We can use the property of tangents that states a tangent drawn from an external point is perpendicular to the radius at the point of tangency. Thus, both \(OQ\) and \(OR\) are perpendicular to the tangents \(PQ\) and \(PR\), respectively.
Given that \(\angle QPR = 90^\circ\), the triangle \(\triangle OQR\) forms a right-angle triangle with \(OP\) as the hypotenuse.
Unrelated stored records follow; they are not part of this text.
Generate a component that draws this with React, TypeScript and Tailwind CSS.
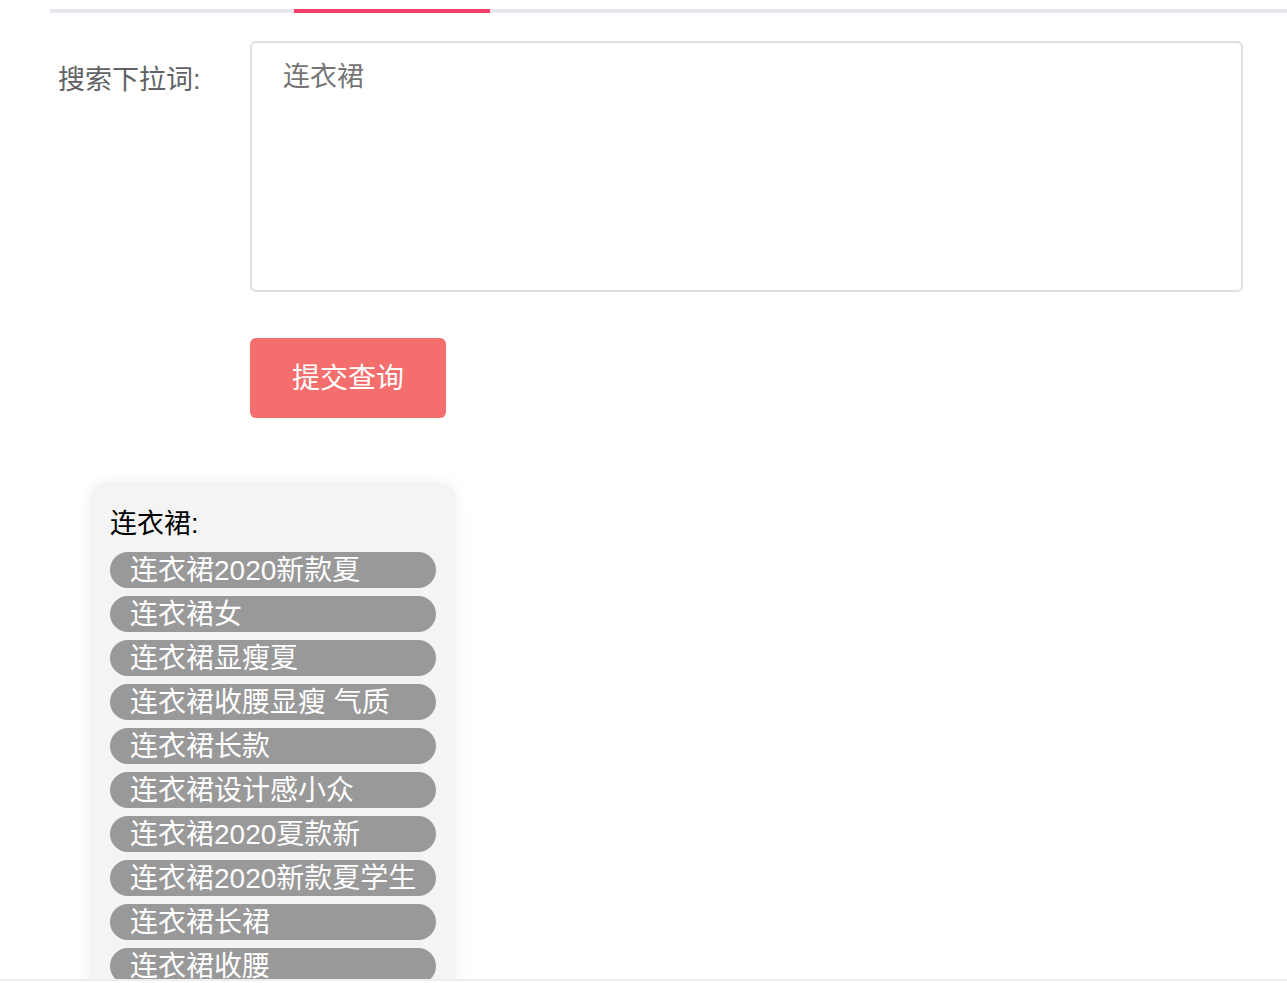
import React from 'react';

const suggestions = [
  '连衣裙2020新款夏',
  '连衣裙女',
  '连衣裙显瘦夏',
  '连衣裙收腰显瘦 气质',
  '连衣裙长款',
  '连衣裙设计感小众',
  '连衣裙2020夏款新',
  '连衣裙2020新款夏学生',
  '连衣裙长裙',
  '连衣裙收腰',
];

const sans = "font-['Liberation_Sans','Noto_Sans_CJK_SC',sans-serif]";

export default function App() {
  return (
    <div className={`h-[983px] overflow-hidden bg-white ${sans}`}>
      <div className="h-[981px] overflow-hidden border-b-2 border-[#eeeeee] pt-[9px]">
        {/* Tabs underline */}
        <div className="ml-[50px] flex h-[4px] bg-[#e4e7ed]">
          <div className="ml-[244px] w-[196px] bg-[#f43f68]" />
        </div>

        {/* Form */}
        <div className="mt-[28px] flex">
          <label className="w-[250px] shrink-0 whitespace-nowrap pl-[58px] pt-[23px] text-[27px] leading-[32px] text-[#606266]">
            搜索下拉词:
          </label>
          <textarea
            placeholder="连衣裙"
            className="h-[251px] w-[993px] resize-none rounded-[6px] border-2 border-[#dcdfe6] px-[31px] py-[14px] text-[27px] leading-[40px] outline-none placeholder:text-[#757575] font-['Liberation_Serif','Noto_Sans_CJK_SC',serif]"
          />
        </div>

        <div className="ml-[250px] mt-[46px]">
          <button className="h-[80px] w-[196px] rounded-[6px] bg-[#f56e6e] pt-[2px] text-[28px] text-white font-['Liberation_Serif','Noto_Sans_CJK_SC',serif]">
            提交查询
          </button>
        </div>

        {/* Suggestion card */}
        <div className="ml-[90px] mt-[64px] w-[366px] rounded-[18px] bg-[#f4f4f4] px-[20px] pb-[20px] pt-[24px] shadow-[0_0_16px_rgba(0,0,0,0.06)]">
          <div className="text-[27px] leading-[36px] text-black">连衣裙:</div>
          <div className="mt-[10px] flex flex-col gap-[8px]">
            {suggestions.map((s) => (
              <div
                key={s}
                className="h-[36px] whitespace-nowrap rounded-full bg-[#999999] pl-[20px] pt-[1px] text-[28px] leading-[36px] text-white"
              >
                {s}
              </div>
            ))}
          </div>
        </div>
      </div>
    </div>
  );
}
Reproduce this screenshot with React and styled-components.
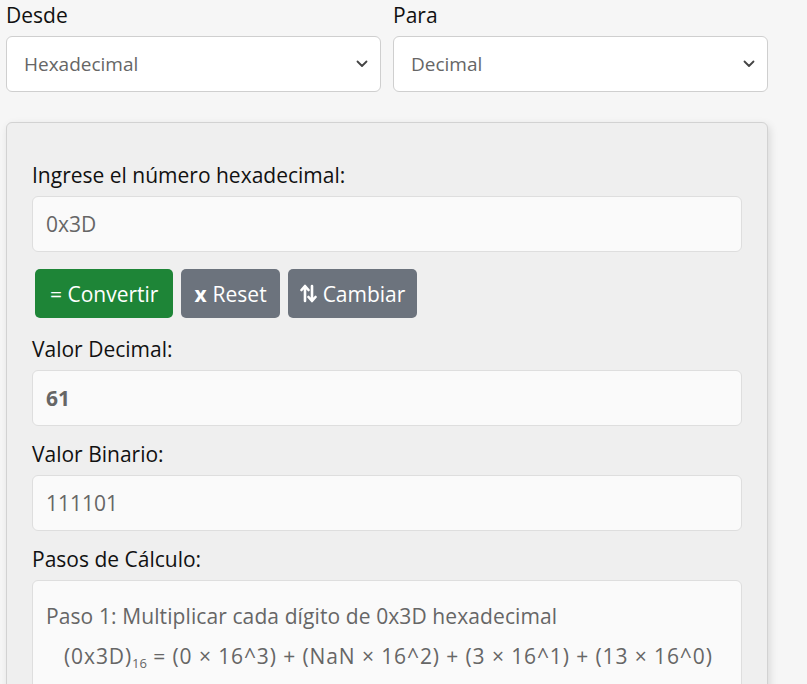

We apply the Pythagorean Theorem in triangle \(\triangle OPQ\) or \(\triangle OPR\):
\[ OP^2 = OQ^2 + OR^2 \]
Since \(OQ = OR = 4 \text{ cm}\), substituting into the equation gives:
\[ OP^2 = 4^2 + 4^2 = 16 + 16 = 32 \]
Thus, the length of \(OP\) is:
\[ OP = \sqrt{32} = 4\sqrt{2} \text{ cm} \]
Therefore, the correct answer is \(4\sqrt{2} \text{ cm}\).